Reduced cell size under flow, as shown by three-dimensional reconstruction of cell volumes in cells with stained membranes. Image courtesy of W. Kuehn, Albert-Ludwig-University of Freiburg, Germany.

The mammalian target of rapamycin (mTOR) signalling pathway, which is driven by the multi-protein complexes mTOR complex 1 (mTORC1) and mTORC2, regulates cell size in response to growth factors and amino acids. Primary cilia, the assembly of which depends on kinesin molecular motors, serve as sensory organelles and signalling platforms. Boehlke et al. now show that the bending of cilia by fluid flow activates the LKB1 (also known as STK11) pathway tumour suppressor to downregulate mTOR signalling and inhibit cell size.

the bending of cilia by fluid flow activates the LKB1 ... pathway ... to downregulate mTOR signalling and inhibit cell size.

mTOR signalling is deregulated in polycystic kidney disease, in which mutations in ciliary proteins result in a failure to sense urine flow. As cells that line kidney cysts are enlarged, the authors postulated that cilia might regulate mTOR signalling and cell size. They first investigated whether loss of primary cilia affects cell size in vivo. Mouse kidneys with a mutation in the Kinesin-2 family member KIF3A lose cilia and have larger collecting duct cells than control animals, suggesting that primary cilia regulate cell size. The authors next generated a Madin–Darby canine kidney (MDCK) cell line in which KIF3A could be conditionally knocked down (termed KIF3A-i). These cells lack cilia and are larger than control cells when grown under fluid flow.
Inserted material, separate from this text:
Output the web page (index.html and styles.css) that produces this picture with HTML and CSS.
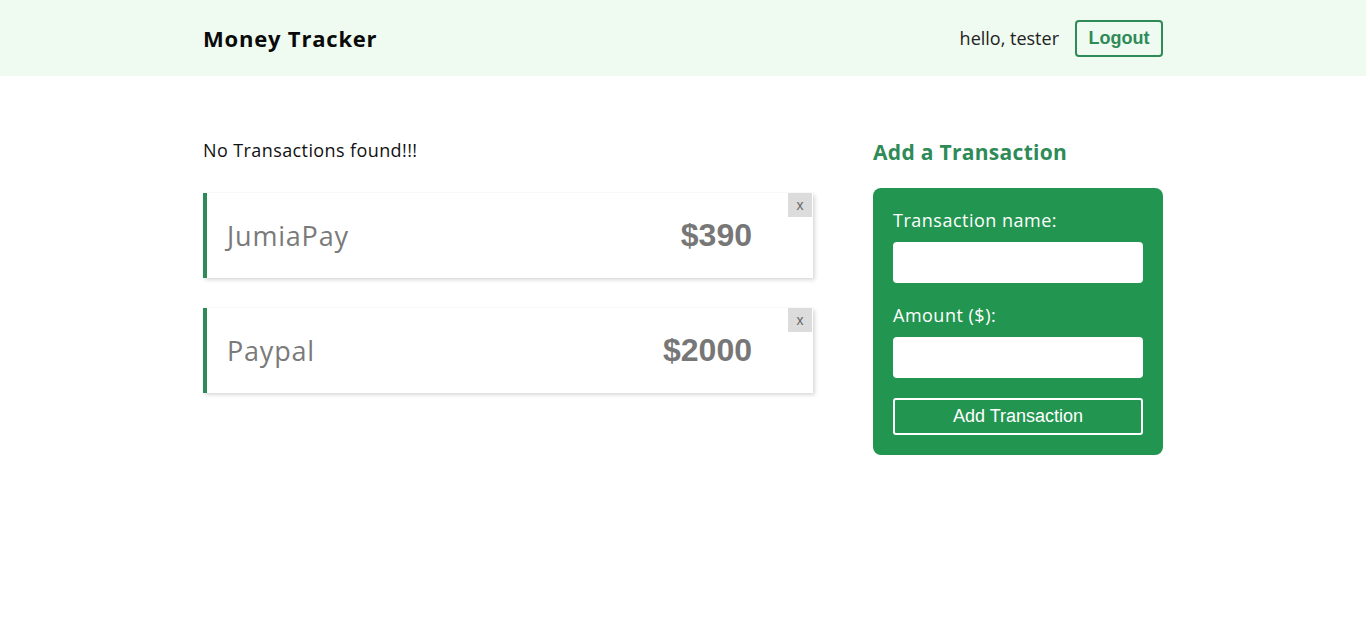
FILE: index.html
```html
<!DOCTYPE html>
<html>
<head>
<meta charset="utf-8">
<title>Money Tracker</title>
<link rel="stylesheet" href="styles.css">
</head>
<body>
<header class="topbar">
  <div class="container topbar-inner">
    <div class="logo">Money Tracker</div>
    <div class="user">
      <span class="greet">hello, tester</span>
      <button class="logout">Logout</button>
    </div>
  </div>
</header>
<main class="container main">
  <section class="list">
    <p class="empty">No Transactions found!!!</p>
    <div class="card">
      <span class="name">JumiaPay</span>
      <span class="amount">$390</span>
      <button class="del">x</button>
    </div>
    <div class="card">
      <span class="name">Paypal</span>
      <span class="amount">$2000</span>
      <button class="del">x</button>
    </div>
  </section>
  <aside class="side">
    <h2 class="side-title">Add a Transaction</h2>
    <form class="form">
      <label class="lbl">Transaction name:</label>
      <input class="field" type="text">
      <label class="lbl">Amount ($):</label>
      <input class="field" type="text">
      <button type="button" class="submit">Add Transaction</button>
    </form>
  </aside>
</main>
</body>
</html>
```
FILE: styles.css
```css
* { box-sizing: border-box; }
body {
  margin: 0;
  font-family: "Open Sans", "Liberation Sans", sans-serif;
  color: #111;
  background: #fff;
}
.container {
  width: 960px;
  margin: 0 auto;
}
.topbar {
  background: #effaf0;
  height: 76px;
}
.topbar-inner {
  height: 76px;
  display: flex;
  align-items: center;
  justify-content: space-between;
}
.logo {
  font-size: 22px;
  font-weight: 700;
  letter-spacing: 0.8px;
  color: #0a0a0a;
}
.user {
  display: flex;
  align-items: center;
  gap: 16px;
}
.greet {
  font-size: 18px;
  color: #222;
}
.logout {
  height: 37px;
  width: 88px;
  border: 2px solid #2e8b57;
  border-radius: 4px;
  background: transparent;
  color: #2e8b57;
  font-family: "Liberation Sans", Arial, sans-serif;
  font-weight: 700;
  font-size: 18px;
  padding: 0;
}
.main {
  display: flex;
  gap: 60px;
  padding-top: 73px;
}
.list {
  width: 610px;
}
.empty {
  margin: 0 0 33px;
  font-size: 18px;
  letter-spacing: 0.4px;
  line-height: 1;
  position: relative;
  top: -8px;
  color: #111;
}
.card {
  position: relative;
  height: 85px;
  background: #fff;
  border-left: 4px solid #2e8b57;
  box-shadow: 2px 2px 4px rgba(0,0,0,0.15), 0 0 1px rgba(0,0,0,0.08);
  display: flex;
  align-items: center;
  justify-content: space-between;
  padding: 0 61px 0 20px;
  margin-bottom: 30px;
  margin-top: -7px;
}
.card + .card { margin-top: 0; }
.name {
  font-size: 27px;
  letter-spacing: 0.8px;
  color: #7a7a7a;
}
.amount {
  font-family: "Liberation Sans", Arial, sans-serif;
  font-weight: 700;
  font-size: 32px;
  color: #777;
}
.del {
  position: absolute;
  top: 0;
  right: 1px;
  width: 24px;
  height: 24px;
  border: none;
  background: #dcdcdc;
  color: #666;
  font-family: "Liberation Sans", Arial, sans-serif;
  font-size: 14px;
  padding: 0;
}
.side {
  width: 290px;
}
.side-title {
  margin: 0 0 22px;
  font-size: 21px;
  letter-spacing: 0.3px;
  font-weight: 700;
  color: #2e8b57;
  position: relative;
  top: -10px;
  line-height: 1.3;
}
.form {
  background: #229650;
  border-radius: 8px;
  padding: 20px 20px 20px;
  display: flex;
  flex-direction: column;
  margin-top: -10px;
}
.lbl {
  color: #fff;
  font-size: 18px;
  letter-spacing: 0.5px;
  line-height: 24px;
  margin-bottom: 10px;
}
.field {
  height: 41px;
  border: none;
  border-radius: 4px;
  background: #fff;
  margin-bottom: 20px;
}
.submit {
  height: 37px;
  border: 2px solid #fff;
  border-radius: 3px;
  background: transparent;
  color: #fff;
  font-family: "Liberation Sans", Arial, sans-serif;
  font-size: 18px;
  padding: 0;
}
```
Thus, loss of cilia increases cell size in vivo, and in vitro in the presence of flow.

Do cilia regulate cell size through mTOR? Under flow, the phosphorylation of mTOR and its downstream target S6 kinase (S6K) — a marker of mTORC1 activity — decreases in control cells but not in KIF3A-i cells, suggesting that cell size is mediated through cilia-dependent downregulation of the mTOR pathway. To test this further, the authors inhibited mTORC1 in KIF3A-i cells under flow, which resulted in decreased cell size despite the loss of cilia. Conversely, mTORC1 activation in ciliated MDCK cells counteracted the flow-mediated reduction in cell size. Thus, the mTOR pathway and cell size are downregulated by the mechanical stimulation of cilia.

Finally, the authors sought to identify how mTORC1 is regulated by cilia. LKB1 phosphorylates AMP-activated protein kinase (AMPK), enabling it to inhibit mTORC1. The authors observed that knockdown of LKB1 in MDCK cells decreased AMPK phosphorylation and increased cell size in the presence of flow. Phosphorylation of S6K also increased, demonstrating that the size increase of LKB1-deficient cells is accompanied by mTOR activation. As LKB1 localizes to cilia and the basal body, and phosphorylated AMPK accumulates here under flow, the authors propose that “bending of the cilium by flow activates the LKB1 pathway in the cilia-basal body compartment to inhibit mTORC1 activity and cell size”.

This study provides another important example of how cilia can regulate key signalling cascades and adds yet another level of control — mechanosensing — to the already complex mTOR signalling pathway.